Il maggio del ’68 a Parigi, i Beatles, i Rolling Stones, i poeti della Beat Generation, Jimi Hendrix, James Dean e Marlon Brando, e poi King’s Road e i Sex Pistols, Lou Reed, Morrissey, la scandalosa coppia Jane Birkin e Serge Gainsbourg… Mary Russell ne parla come pietre miliari della sua formazione che passa attraverso l’apparenza, l’uso libertario e libertino che le donne iniziano a fare di se stesse, usandosi come sismografi di sensazioni. A un certo punto Yves Saint Laurent, che viene dall’alta moda come successore di Dior e poi decide di aprire la sua maison, lancia la linea di prêt-à-porter che chiama Rive Gauche, dal lato della Senna più anticonformista e ribelle. «Fece una collezione tutta in jeans che noi indossavamo con la gioia di essere ammirate, guardate, e magari disapprovate: testimoniavamo la nostra presenza nel mondo». Chiedo a Mary se, tra le autodefinizioni delle ragazze di allora, ci fosse quella di femministe.

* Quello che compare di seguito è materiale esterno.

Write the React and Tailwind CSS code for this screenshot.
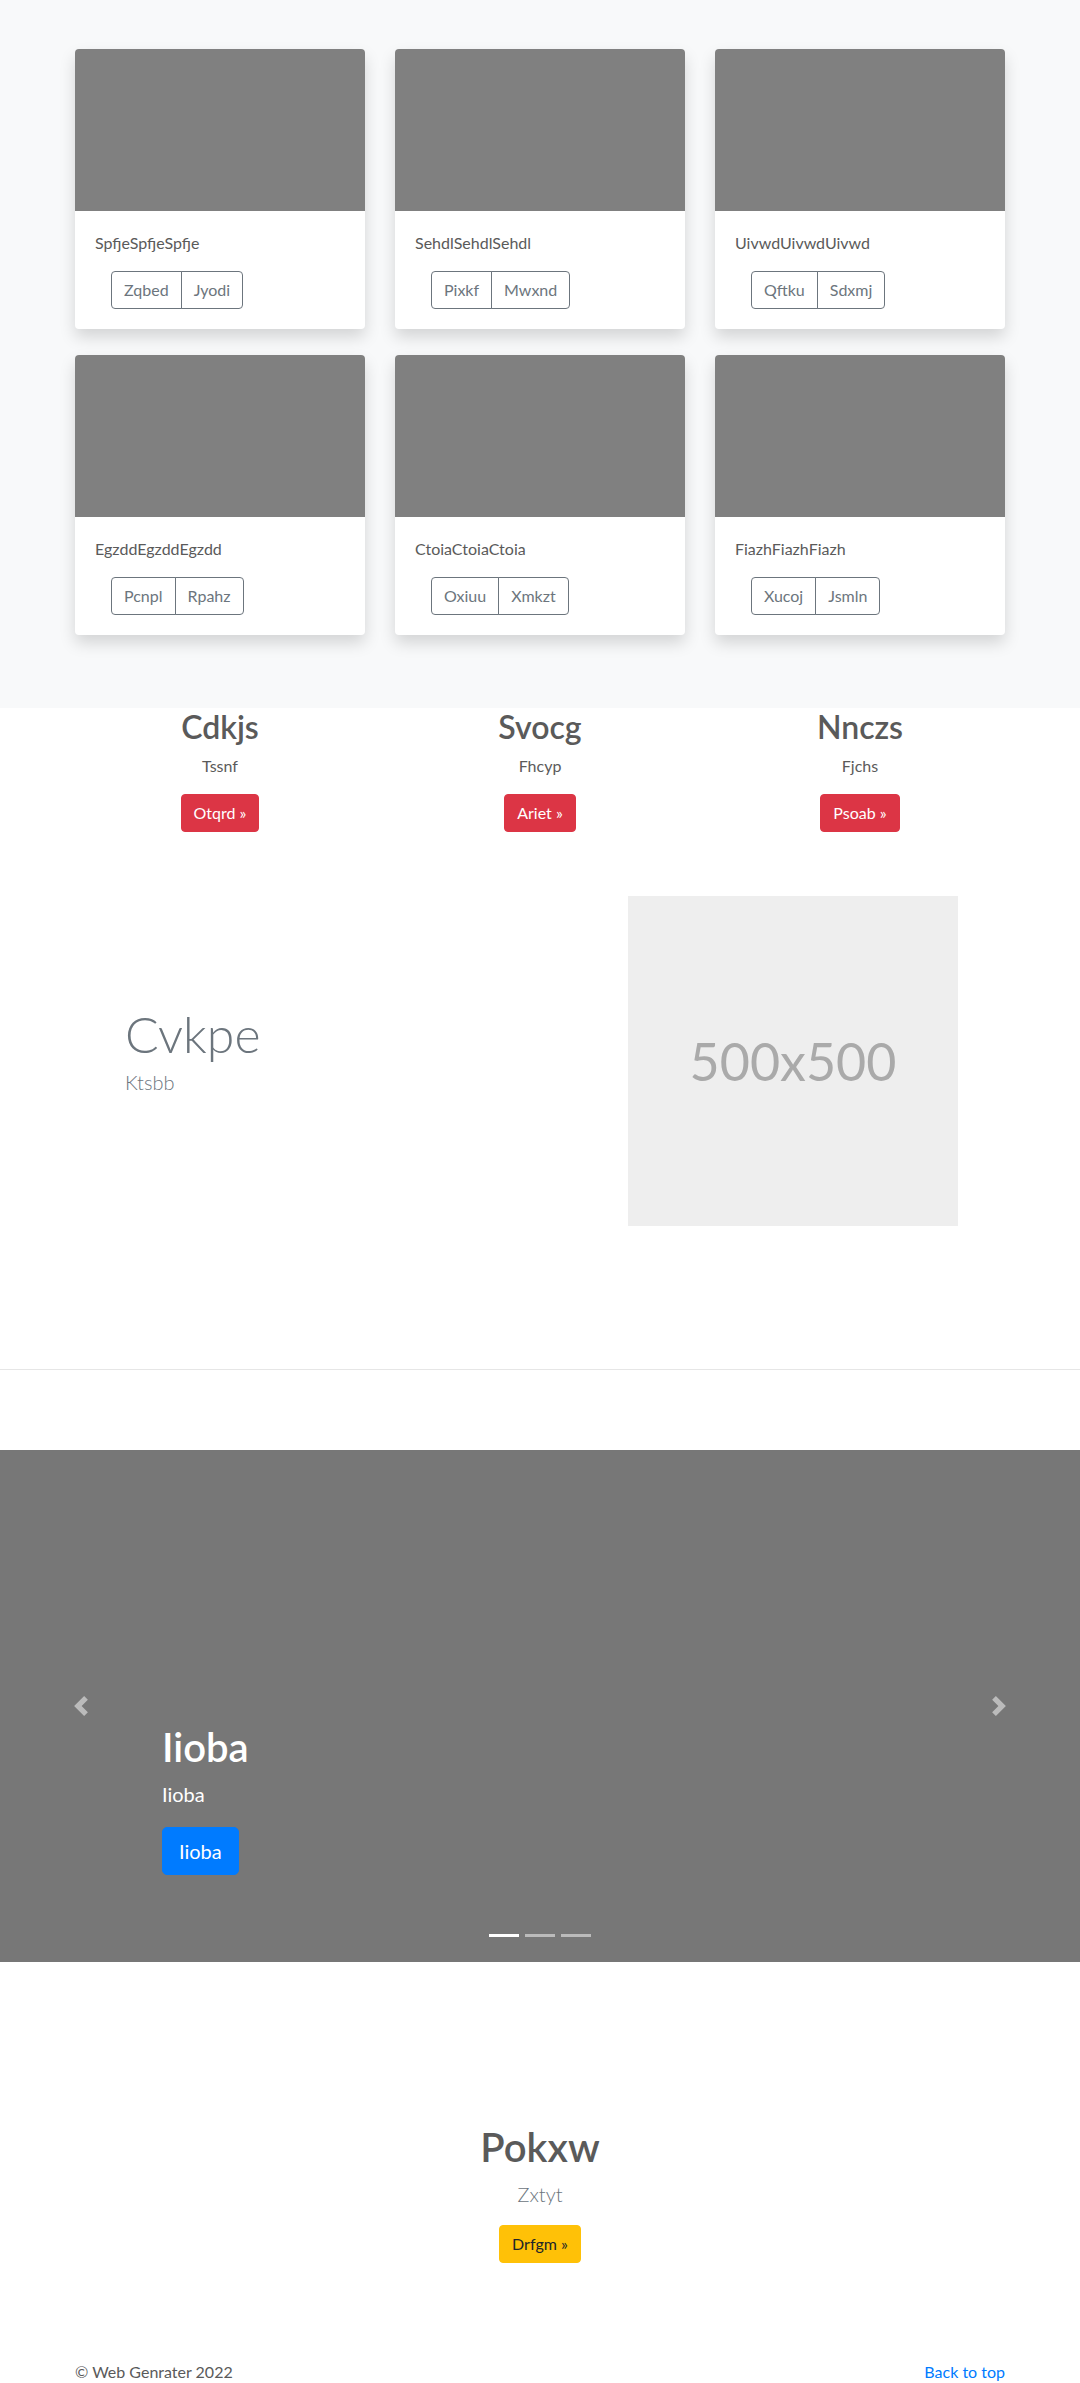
import React from 'react';

const cards = [
  { title: 'SpfjeSpfjeSpfje', btns: ['Zqbed', 'Jyodi'] },
  { title: 'SehdlSehdlSehdl', btns: ['Pixkf', 'Mwxnd'] },
  { title: 'UivwdUivwdUivwd', btns: ['Qftku', 'Sdxmj'] },
  { title: 'EgzddEgzddEgzdd', btns: ['Pcnpl', 'Rpahz'] },
  { title: 'CtoiaCtoiaCtoia', btns: ['Oxiuu', 'Xmkzt'] },
  { title: 'FiazhFiazhFiazh', btns: ['Xucoj', 'Jsmln'] },
];

const features = [
  { title: 'Cdkjs', text: 'Tssnf', btn: 'Otqrd' },
  { title: 'Svocg', text: 'Fhcyp', btn: 'Ariet' },
  { title: 'Nnczs', text: 'Fjchs', btn: 'Psoab' },
];

const Chevron = ({ dir }) => (
  <svg width="20" height="20" viewBox="0 0 8 8" className="opacity-50">
    <path
      fill="#fff"
      d={dir === 'left'
        ? 'M5.25 0l-4 4 4 4 1.5-1.5L4.25 4l2.5-2.5L5.25 0z'
        : 'M2.75 0l-1.5 1.5L3.75 4l-2.5 2.5L2.75 8l4-4-4-4z'}
    />
  </svg>
);

const App = () => {
  return (
    <div className="min-h-screen bg-white text-[#5a5a5a] text-[16px] leading-6 font-[Lato,Liberation_Sans,sans-serif]">
      {/* Album */}
      <section className="bg-[#f8f9fa] pt-[49px] pb-[73px]">
        <div className="w-[960px] mx-auto px-[15px]">
          <div className="grid grid-cols-3 gap-x-[30px] gap-y-[26px]">
            {cards.map((card, i) => (
              <div key={i} className="bg-white rounded-[4px] overflow-hidden shadow-[0_0.5rem_1rem_rgba(0,0,0,0.15)]">
                <div className="h-[162px] bg-[#808080]" />
                <div className="p-5">
                  <p className="mb-4">{card.title}</p>
                  <div className="inline-flex ml-4">
                    <button className="px-3 py-1.5 border border-[#6c757d] text-[#6c757d] rounded-l-[4px] leading-6">
                      {card.btns[0]}
                    </button>
                    <button className="-ml-px px-3 py-1.5 border border-[#6c757d] text-[#6c757d] rounded-r-[4px] leading-6">
                      {card.btns[1]}
                    </button>
                  </div>
                </div>
              </div>
            ))}
          </div>
        </div>
      </section>

      {/* Features */}
      <section className="w-[960px] mx-auto px-[15px] pb-[24px]">
        <div className="grid grid-cols-3 gap-x-[30px]">
          {features.map((f, i) => (
            <div key={i} className="text-center">
              <h2 className="text-[32px] font-semibold leading-[1.2] mb-2">{f.title}</h2>
              <p className="mb-4">{f.text}</p>
              <button className="bg-[#dc3545] text-white px-3 py-1.5 border border-[#dc3545] rounded-[4px] leading-6">
                {f.btn} »
              </button>
            </div>
          ))}
        </div>
      </section>

      {/* Featurette */}
      <section className="w-[960px] mx-auto px-[15px] mt-[40px] pb-[143px]">
        <div className="flex items-center">
          <div className="w-[553px] pl-[50px]">
            <h2 className="text-[50px] font-light leading-none mb-2 text-[#6c757d]">Cvkpe</h2>
            <p className="text-[20px] font-light leading-[1.5] mb-4 text-[#6c757d]">Ktsbb</p>
          </div>
          <div className="w-[330px] h-[330px] bg-[#eee] flex items-center justify-center">
            <span className="text-[52px] text-[#aaa]">500x500</span>
          </div>
        </div>
      </section>

      <hr className="border-0 border-t border-[#e6e6e6] mb-[80px]" />

      {/* Carousel */}
      <div className="relative h-[512px] bg-[#777]">
        <div className="absolute left-0 top-0 bottom-0 w-[15%] flex items-center justify-center">
          <Chevron dir="left" />
        </div>
        <div className="absolute right-0 top-0 bottom-0 w-[15%] flex items-center justify-center">
          <Chevron dir="right" />
        </div>
        <div className="absolute left-[15%] right-[15%] bottom-[87px] text-white">
          <h1 className="text-[40px] font-semibold leading-[48px] mb-2">Iioba</h1>
          <p className="text-[20px] leading-[30px] mb-[18px]">Iioba</p>
          <button className="bg-[#007bff] border border-[#007bff] text-white text-[20px] leading-[30px] px-4 py-2 rounded-[5px]">
            Iioba
          </button>
        </div>
        <div className="absolute bottom-[25px] left-0 right-0 flex justify-center">
          <span className="w-[30px] h-[3px] mx-[3px] bg-white" />
          <span className="w-[30px] h-[3px] mx-[3px] bg-white opacity-50" />
          <span className="w-[30px] h-[3px] mx-[3px] bg-white opacity-50" />
        </div>
      </div>

      {/* Jumbotron */}
      <section className="text-center pt-[161px]">
        <h1 className="text-[40px] font-semibold leading-[48px] mb-2">Pokxw</h1>
        <p className="text-[20px] font-light leading-[30px] mb-4 text-[#6c757d]">Zxtyt</p>
        <button className="bg-[#ffc107] border border-[#ffc107] text-[#212529] px-3 py-1.5 rounded-[4px] leading-6">
          Drfgm »
        </button>
      </section>

      {/* Footer */}
      <footer className="w-[960px] mx-auto px-[15px] pt-[97px] pb-12">
        <div className="flex justify-between">
          <p>© Web Genrater 2022</p>
          <a href="#" className="text-[#007bff]">Back to top</a>
        </div>
      </footer>
    </div>
  );
};

export default App;
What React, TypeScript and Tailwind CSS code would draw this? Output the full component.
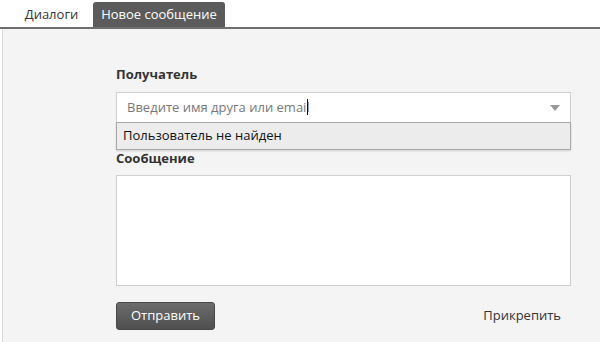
import React from 'react';

const App = () => {
  return (
    <div className="w-[600px] h-[342px] bg-white overflow-hidden text-[13px]" style={{ fontFamily: '"Open Sans", "Noto Sans", Arial, sans-serif' }}>
      {/* Tabs */}
      <div className="h-[29px] flex items-end border-b-2 border-[#6e6e6e]">
        <div className="w-[93px] h-[25px] flex items-center justify-center text-[#333]">
          <span className="pl-[10px]">Диалоги</span>
        </div>
        <div className="w-[132px] h-[25px] rounded-t-[3px] bg-[#5b5b5b] text-white flex items-center justify-center">
          Новое сообщение
        </div>
      </div>

      {/* Form */}
      <div className="ml-[2px] h-[313px] bg-[#f4f4f4] border-l border-[#dadada] pl-[113px] pr-[29px] pt-[35px]">
        <div className="font-bold text-[#333] leading-[20px] mb-[8px]">Получатель</div>

        <div className="relative">
          <div className="h-[31px] bg-white border border-[#cfcfcf] flex items-center justify-between pl-[10px] pr-[10px]">
            <span className="text-[#777]">
              Введите имя друга или emai
              <span className="relative">
                l
                <span className="absolute left-[1px] top-[1px] bottom-[1px] w-px bg-[#111]" />
              </span>
            </span>
            <svg width="10" height="6" viewBox="0 0 10 6">
              <path d="M0 0 H10 L5 6 Z" fill="#999" />
            </svg>
          </div>
          <div className="absolute left-0 right-0 top-[30px] h-[28px] bg-[#ececec] border border-[#a8a8a8] shadow-[0_1px_2px_rgba(0,0,0,0.15)] flex items-center pl-[6px] text-[#111] z-10">
            Пользователь не найден
          </div>
        </div>

        <div className="font-bold text-[#333] leading-[20px] mt-[25px] mb-[7px]">Сообщение</div>
        <div className="h-[111px] bg-white border border-[#cfcfcf]" />

        <div className="mt-[16px] flex items-center justify-between pr-[10px]">
          <button className="w-[99px] h-[28px] rounded-[3px] border border-[#474747] bg-gradient-to-b from-[#6c6c6c] to-[#4f4f4f] text-white">
            Отправить
          </button>
          <span className="text-[#333]">Прикрепить</span>
        </div>
      </div>
    </div>
  );
};

export default App;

E la risposta è in una risata: «Ma no! Eravamo protagoniste libere di una società libera. Forse non sentivamo il bisogno di chiamarci femministe perché lo eravamo senza saperlo. E anche perché avevamo accanto uomini che ci spalleggiavano, coetanei che la pensavano come noi. Il mondo era più piccolo, ma i cervelli e i cuori molto più grandi, aperti alle sperimentazioni: anche le più pericolose, perché dagli anni Settanta in poi l’uso delle droghe pesanti dilagò, con conseguenze devastanti». A un certo punto cita una foto di Helmut Newton che ritrae Charlotte Rampling in una posa densa di sensualità. Un ritratto che forse oggi sarebbe impossibile perché a rischio “oggettivizzazione” femminile. Non staremo esagerando con il politicamente corretto? «Posso dire che tra Helmut e le modelle c’era complicità assoluta. Non potrei catalogare come sexy le sue foto, prima di tutto perché lui era un maestro, e poi perché i soggetti erano donne che volevano essere sensuali. Erano sexy, ma non con l’accezione negativa che diamo oggi a questo aggettivo. Però la società è cambiata, ed è cambiato anche il contesto storico in cui si trovano le persone».
Cosa pensa della censura americana che ha visto negare la pubblicazione del memoir di Woody Allen da parte della sua casa editrice, anche se poi ne ha trovato un’altra? «Sono sempre stata contraria alla censura. Anche perché questo, scusi, non è conservatorismo, è puritanesimo. E noi artisti non dobbiamo essere mai messi a tacere». Nelle sue parole, Mary Russell usa moltissimo la parola glamour. Cosa significava allora e cosa significa adesso? «Onestamente, io e le mie amiche non ci siamo mai poste questa domanda: ognuna vestiva come voleva. Loulou e gli smoking maschili di Saint Laurent, Marisa più hippie snob, io legata al concetto di essere, ogni giorno, la star della mia vita, vissuta come un film di cui ero protagonista, regista e sceneggiatrice. Glamour per me significa mettere personalità in ciò che ti metti addosso ma anche in quello che ti metti in testa. E non c’entra niente neanche l’età: Jennifer Lopez è più glamorous adesso, che ha 50 anni, di quando ne aveva 25». E oggi, le cose sono cambiate? «Di natura non sono pessimista. Vedo i miei nipoti fidanzarsi con ragazze più o meno belle secondo i canoni ufficiali, ma si vestono secondo una loro individuale idea di stile. Non seguono nient’altro, se non i loro desideri». Sì, ma esistono esempi da seguire per le più giovani? «Senta: lei trova glamorous Kim Kardashian?». «No». «Ecco. Allora si è risposto da solo».